The method was criticized as being too narrow and scientific, treating literature like science by focusing only on facts, documented sources, and cause-and-effect relationships. Critics argued this reduced comparison mainly to influence studies, failing to ask deeper questions about meaning, aesthetics, ideology, and cultural change.

The American School (Post-WWII)

While the French model emphasized influence studies and historical documentation, the USA developed a different vision: more open, interdisciplinary, and less restricted to sources between national literatures. Key figures included Wellek and Levin.

The American School featured:

  • Greater international and intellectual diversity due to varied linguistic and cultural backgrounds of scholars.
  • Strong emphasis on interdisciplinarity.
  • Focus on universal values and shared human themes.
  • A multilingual and multicultural approach.
  • Freedom to analyze texts through different theoretical frameworks.

American comparatists sought to expand the discipline, encouraging broader theoretical reflection to understand how literature expresses universal human concerns across cultures.

German Influences

German scholarship historically focused on tracing deeper cultural roots (language, myths), stemming from Germany’s history as many states united by a common language and tradition.
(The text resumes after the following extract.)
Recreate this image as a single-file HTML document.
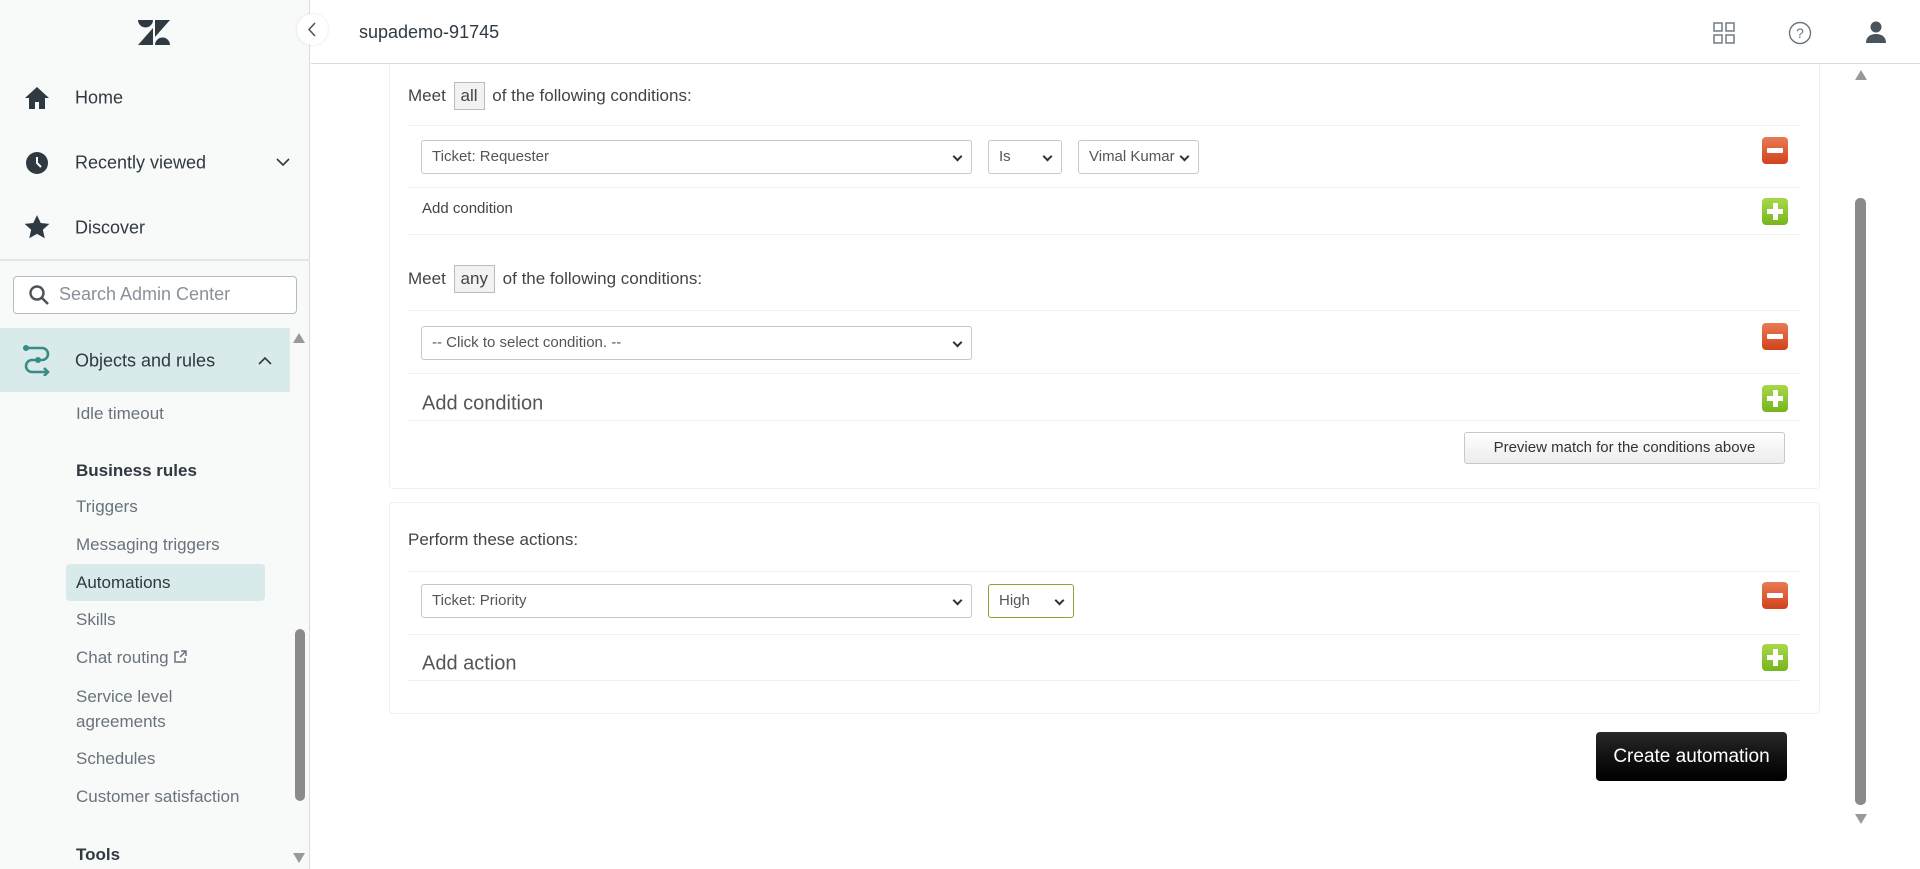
<!DOCTYPE html>
<html><head><meta charset="utf-8">
<style>
*{box-sizing:border-box;margin:0;padding:0}
body{width:1920px;height:869px;overflow:hidden;background:#fff;font-family:"Liberation Sans",sans-serif;position:relative;color:#2f3941}
.a{position:absolute}
#side{left:0;top:0;width:310px;height:869px;background:#f8f9f9;border-right:1px solid #d8dcde;z-index:3}
.nav{position:absolute;left:75px;font-size:18px;color:#2f3941;transform:translateY(-50%)}
.sub{position:absolute;left:76px;font-size:17px;color:#68737d;transform:translateY(-50%)}
.bold{color:#2f3941;font-weight:bold}
.hl{position:absolute;left:408px;right:121px;height:1px;background:#eef0f1}
.sel{position:absolute;height:34px;border:1px solid #c8c8c8;border-radius:3px;background:#fff;font-size:15px;color:#555;padding:0 10px;line-height:32px;font-family:"Liberation Sans Narrow","Liberation Sans",sans-serif}
.sel::after{content:"";position:absolute;right:10px;top:12px;width:5px;height:5px;border-right:2px solid #333;border-bottom:2px solid #333;transform:rotate(45deg)}
.minus,.plus{position:absolute;width:26px;height:27px;border-radius:4px;left:1762px}
.minus{background:linear-gradient(#e97a55,#d1431d)}
.minus::after{content:"";position:absolute;left:5px;right:5px;top:11px;height:5px;background:#fff;border-radius:1px}
.plus{background:linear-gradient(#a9d84a,#76b51d)}
.plus::before{content:"";position:absolute;left:5px;right:5px;top:11px;height:5px;background:#fff}
.plus::after{content:"";position:absolute;top:5px;bottom:5px;left:11px;width:5px;background:#fff}
.h{position:absolute;left:408px;font-size:17px;color:#444;transform:translateY(-50%);font-family:"Liberation Sans Narrow","Liberation Sans",sans-serif}
.box{display:inline-block;border:1px solid #bbb;background:#f2f2f2;padding:3px 6px;margin:0 3px}
.big{position:absolute;left:422px;font-size:20px;color:#555;transform:translateY(-50%);font-family:"Liberation Sans Narrow","Liberation Sans",sans-serif}
.panel{position:absolute;left:389px;width:1431px;border:1px solid #eef0f1;border-radius:4px}
#hdr{left:311px;top:0;width:1609px;height:64px;background:#fff;border-bottom:1px solid #d8dcde;z-index:2}
</style></head><body>
<div class="panel" style="top:40px;height:449px"></div>
<div class="panel" style="top:502px;height:212px"></div>
<div id="hdr" class="a"></div>
<div id="side" class="a">
 <svg class="a" style="left:138px;top:20px" width="32" height="25" viewBox="0 0 32 25"><g fill="#2f3941"><path d="M0 0h15A7.5 7.5 0 0 1 0 0z"/><path d="M17 0h15L17 17z"/><path d="M15 8v17H0z"/><path d="M17 25a7.5 7.5 0 0 1 15 0z"/></g></svg>
 <svg class="a" style="left:24px;top:86px" width="26" height="24" viewBox="0 0 26 24"><path d="M13 1 1 12h4v11h6v-7h4v7h6V12h4z" fill="#2f3941"/></svg>
 <div class="nav" style="top:98px">Home</div>
 <svg class="a" style="left:25px;top:151px" width="24" height="24" viewBox="0 0 24 24"><circle cx="12" cy="12" r="11" fill="#2f3941"/><path d="M12 6v6l4 4" stroke="#fff" stroke-width="2" fill="none"/></svg>
 <div class="nav" style="top:163px">Recently viewed</div>
 <svg class="a" style="left:276px;top:158px" width="14" height="9"><path d="M1 1l6 6 6-6" stroke="#2f3941" stroke-width="1.6" fill="none"/></svg>
 <svg class="a" style="left:23px;top:214px" width="28" height="27" viewBox="0 0 24 24"><path d="M12 1l3.3 7 7.7.8-5.8 5.2 1.7 7.6L12 17.7 5.1 21.6l1.7-7.6L1 8.8 8.7 8z" fill="#2f3941"/></svg>
 <div class="nav" style="top:228px">Discover</div>
 <div class="a" style="left:0;top:259px;width:310px;height:2px;background:#e4e7e9"></div>
 <div class="a" style="left:13px;top:276px;width:284px;height:38px;border:1px solid #b5bbbf;border-radius:4px;background:#fff"></div>
 <svg class="a" style="left:28px;top:284px" width="22" height="22" viewBox="0 0 22 22"><circle cx="9" cy="9" r="6.5" stroke="#49545c" stroke-width="2.4" fill="none"/><path d="M14 14l6 6" stroke="#49545c" stroke-width="2.6"/></svg>
 <div class="a" style="left:59px;top:284px;font-size:18px;color:#87929d">Search Admin Center</div>
 <div class="a" style="left:0;top:328px;width:290px;height:64px;background:#d8eaea"></div>
 <svg class="a" style="left:22px;top:344px" width="30" height="32" viewBox="0 0 30 32"><g stroke="#3a8a85" stroke-width="2.6" fill="none"><path d="M4 4h16a6 6 0 0 1 0 12H10a6 6 0 0 0 0 12h16"/><path d="M22 24l4 4-4 4"/></g><circle cx="4" cy="4" r="3" fill="#3a8a85"/><circle cx="16" cy="16" r="3" fill="#3a8a85"/></svg>
 <div class="nav" style="top:361px">Objects and rules</div>
 <svg class="a" style="left:258px;top:356px" width="14" height="9"><path d="M1 8l6-6 6 6" stroke="#2f3941" stroke-width="1.6" fill="none"/></svg>
 <svg class="a" style="left:293px;top:333px" width="12" height="10"><path d="M0 10L6 0l6 10z" fill="#999"/></svg>
 <div class="sub" style="top:414px">Idle timeout</div>
 <div class="sub bold" style="top:471px">Business rules</div>
 <div class="sub" style="top:507px">Triggers</div>
 <div class="sub" style="top:545px">Messaging triggers</div>
 <div class="a" style="left:66px;top:564px;width:199px;height:37px;background:#d8eaea;border-radius:4px"></div>
 <div class="sub" style="top:583px;color:#2f3941">Automations</div>
 <div class="sub" style="top:620px">Skills</div>
 <div class="sub" style="top:658px">Chat routing <svg width="14" height="14" viewBox="0 0 14 14" style="vertical-align:-1px"><path d="M6 2H2v10h10V8M8 1h5v5M13 1 7 7" stroke="#68737d" stroke-width="1.5" fill="none"/></svg></div>
 <div class="sub" style="top:709px;line-height:25px">Service level<br>agreements</div>
 <div class="sub" style="top:759px">Schedules</div>
 <div class="sub" style="top:797px">Customer satisfaction</div>
 <div class="sub bold" style="top:855px">Tools</div>
 <div class="a" style="left:295px;top:629px;width:10px;height:172px;background:#8a8a8a;border-radius:5px"></div>
 <svg class="a" style="left:293px;top:853px" width="12" height="10"><path d="M0 0h12L6 10z" fill="#999"/></svg>
</div>
<div class="a" style="left:297px;top:14px;width:31px;height:31px;border-radius:50%;background:#fff;box-shadow:0 0 3px rgba(0,0,0,.1);z-index:4"></div>
<svg class="a" style="left:307px;top:22px;z-index:5" width="10" height="15"><path d="M8 1 2 7.5 8 14" stroke="#49545c" stroke-width="1.5" fill="none"/></svg>
<div class="a" style="left:359px;top:22px;font-size:18px;color:#2f3941;z-index:4">supademo-91745</div>
<svg class="a" style="left:1713px;top:22px;z-index:4" width="22" height="22"><g fill="none" stroke="#68737d" stroke-width="1.4"><rect x="1" y="1" width="8" height="8"/><rect x="13" y="1" width="8" height="8"/><rect x="1" y="13" width="8" height="8"/><rect x="13" y="13" width="8" height="8"/></g></svg>
<svg class="a" style="left:1788px;top:21px;z-index:4" width="24" height="24"><circle cx="12" cy="12" r="10.5" stroke="#68737d" stroke-width="1.4" fill="none"/><text x="12" y="17" text-anchor="middle" font-size="14" fill="#68737d" font-family="Liberation Sans">?</text></svg>
<svg class="a" style="left:1865px;top:21px;z-index:4" width="22" height="22"><circle cx="11" cy="6" r="5.5" fill="#49545c"/><path d="M1 22c0-6 4-9 10-9s10 3 10 9z" fill="#49545c"/></svg>

<div class="h" style="top:96px">Meet <span class="box">all</span> of the following conditions:</div>
<div class="hl" style="top:125px"></div>
<div class="sel" style="left:421px;top:140px;width:551px">Ticket: Requester</div>
<div class="sel" style="left:988px;top:140px;width:74px">Is</div>
<div class="sel" style="left:1078px;top:140px;width:121px">Vimal Kumar</div>
<div class="minus" style="top:137px"></div>
<div class="hl" style="top:187px"></div>
<div class="a" style="left:422px;top:200px;font-size:15px;color:#444;font-family:'Liberation Sans Narrow','Liberation Sans',sans-serif">Add condition</div>
<div class="plus" style="top:198px"></div>
<div class="hl" style="top:234px"></div>

<div class="h" style="top:279px">Meet <span class="box">any</span> of the following conditions:</div>
<div class="hl" style="top:310px"></div>
<div class="sel" style="left:421px;top:326px;width:551px">-- Click to select condition. --</div>
<div class="minus" style="top:323px"></div>
<div class="hl" style="top:373px"></div>
<div class="big" style="top:404px">Add condition</div>
<div class="plus" style="top:385px"></div>
<div class="hl" style="top:420px"></div>
<div class="a" style="left:1464px;top:432px;width:321px;height:32px;border:1px solid #c8c8c8;border-radius:3px;background:linear-gradient(#fff,#ececec);font-size:15px;color:#333;text-align:center;line-height:30px">Preview match for the conditions above</div>

<div class="h" style="top:540px">Perform these actions:</div>
<div class="hl" style="top:571px"></div>
<div class="sel" style="left:421px;top:584px;width:551px">Ticket: Priority</div>
<div class="sel" style="left:988px;top:584px;width:86px;border:1.5px solid #8aa43a">High</div>
<div class="minus" style="top:582px"></div>
<div class="hl" style="top:634px"></div>
<div class="big" style="top:664px">Add action</div>
<div class="plus" style="top:644px"></div>
<div class="hl" style="top:680px"></div>

<div class="a" style="left:1596px;top:732px;width:191px;height:49px;border-radius:4px;background:linear-gradient(#2a2a2a,#111 50%,#000);color:#fff;font-size:19px;text-align:center;line-height:49px">Create automation</div>

<svg class="a" style="left:1855px;top:70px" width="12" height="10"><path d="M0 10L6 0l6 10z" fill="#999"/></svg>
<div class="a" style="left:1855px;top:198px;width:11px;height:607px;background:#8a8a8a;border-radius:5px"></div>
<svg class="a" style="left:1855px;top:814px" width="12" height="10"><path d="M0 0h12L6 10z" fill="#999"/></svg>
</body></html>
German scholars were interested in common linguistic and spiritual foundations. Adolf Hitler politically distorted this cultural focus (e.g., banning Shakespeare). After WWII, German scholars made new contributions, focusing on motifs, topics, myths, and folktales.

The ‘Death’ and Transformation of CL

Shifting Paradigms

In 1993, Susan Bassnett suggested CL was in decline, arguing the field had lost identity and been absorbed into broader areas like cultural studies and translation studies. In Death of a Discipline (2003), Spivak claimed traditional CL was disappearing, but emphasized that comparison itself was not dying. Instead, the old Eurocentric model needed transformation to become more attentive to non-Western languages, postcolonial contexts, and global inequalities. This ‘death’ signals a necessary transformation.

Related Fields

  • Translation Studies: Comparison across languages requires translation, which inherently alters the original text. Translation Studies emerged as a serious academic field, recognizing translation as a form of close reading, moving beyond viewing translation as merely an inferior imitation.
  • Reception Studies: Examines how texts are interpreted and reused over time—how later cultures “receive” earlier ones. This relates to the historical debate between the Ancients and the Moderns regarding literary superiority. Roman authors reworking Greek texts is a prime example.